You’ve taken the MCAT, completed all the pre-reqs, and maybe shadowed a physician, done some research, and volunteered. Now it’s time to make sure you’re all in for the last legs of this long journey. In this series, we’ll discuss how you can continue to navigate your way to a med school acceptance by analyzing your profile, creating a strong med school application, writing stellar AMCAS and secondary essays, and nailing your interview.
After you submit your AMCAS application, if everything goes well, you’ll be asked to submit secondary applications. Each medical school requires different information.
The following tips will help you write these challenging essays:
1. Timing is critical.
The general rule is to complete each secondary application within two weeks of receiving it.
2. Prioritize schools.
If faced with more secondaries than you can handle, prioritize. Complete the secondaries from the schools you are most interested in attending and/or have the greatest chance of being offered an interview first.

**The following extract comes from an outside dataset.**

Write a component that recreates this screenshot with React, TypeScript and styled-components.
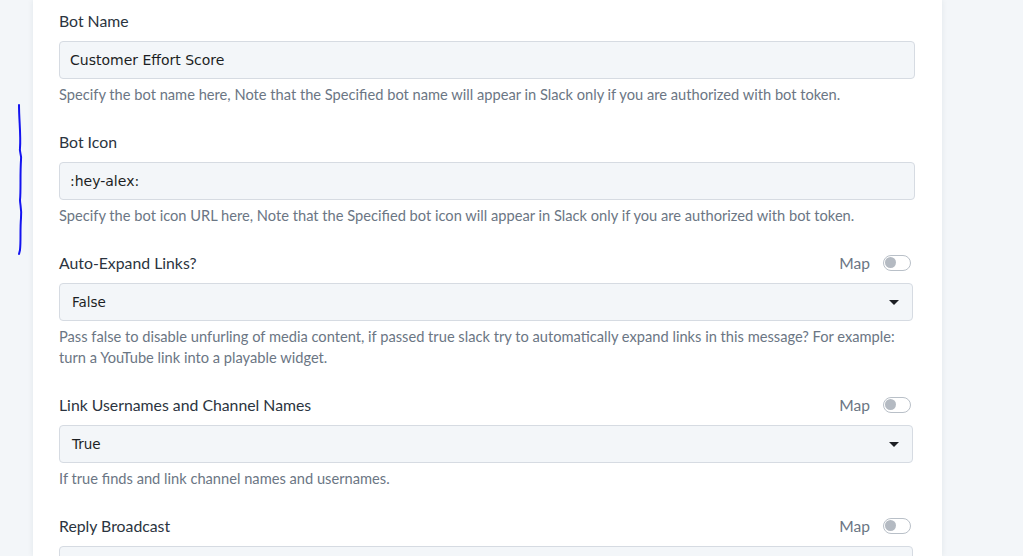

3. Be thorough and do not rush.
The essays in your secondary application are as important as your personal essay, and in some cases, more important. Do not rush through them.
4. Research each school.
Before starting to write any essays, spend some time reviewing the website, the mission statement, and the curriculum of the medical school. (This is something you want to repeat again before interviewing.) Try to incorporate in your essays some of the information you learn so that you stress why you are a good match and what you can offer your target school. In essence you want to personalize each essay. Try to reinforce how your past experiences match the school’s mission statement or how your interests match their specialty offerings. Each school has a special focus (such as a unique curriculum, strong research base, a focus on the underserved or primary care). Think about what you have to offer that aligns well with their focus or mission and reinforce that in your essay.
5. Answer accurately.
Seems obvious, I know, but many applicants need the reminder: Answer the questions as they are written and not as you wish they were written. You may write a lovely essay about your shadowing stint at your local ER during high school, but if the question was about extracurricular activities in college, then you still haven’t gotten the job done right. This also means that if you’re trying to reuse stories in multiple applications, you need to read the questions very carefully and make sure you’re on target.
6. Give state school essays enough attention.
When completing an essay for your state school, stress why you want to go there just as you would any other school. Financial reasons and proximity to home are important reasons, but you still want to reinforce why you are a good match for the school.
7. Share additional information.
Each secondary application provides a place for you to show a little more of yourself. Try to include information in your essays that you may not have been able to incorporate into your AMCAS application. The secondary essays should complement, not duplicate, the AMCAS essay.
8. Edit effectively.
You don’t just want to tell your story; you want to tell your story well – this includes choosing the right topic, writing about your experiences with interesting and relevant details, and – last but not least – editing the essay so that it gleams. A successful secondary essay isn’t messy with typos and poor grammar; it’s neat, organized, and error-free. If English is not your first language – and even if it is – you will most definitely benefit from having another set of eyes (or more) look over your essay to ensure that it’s top-notch and ready for send-off.
Again this is the final piece of information that will be considered by admission committees prior to interview offers, so put time into each and make sure you customize them for each school.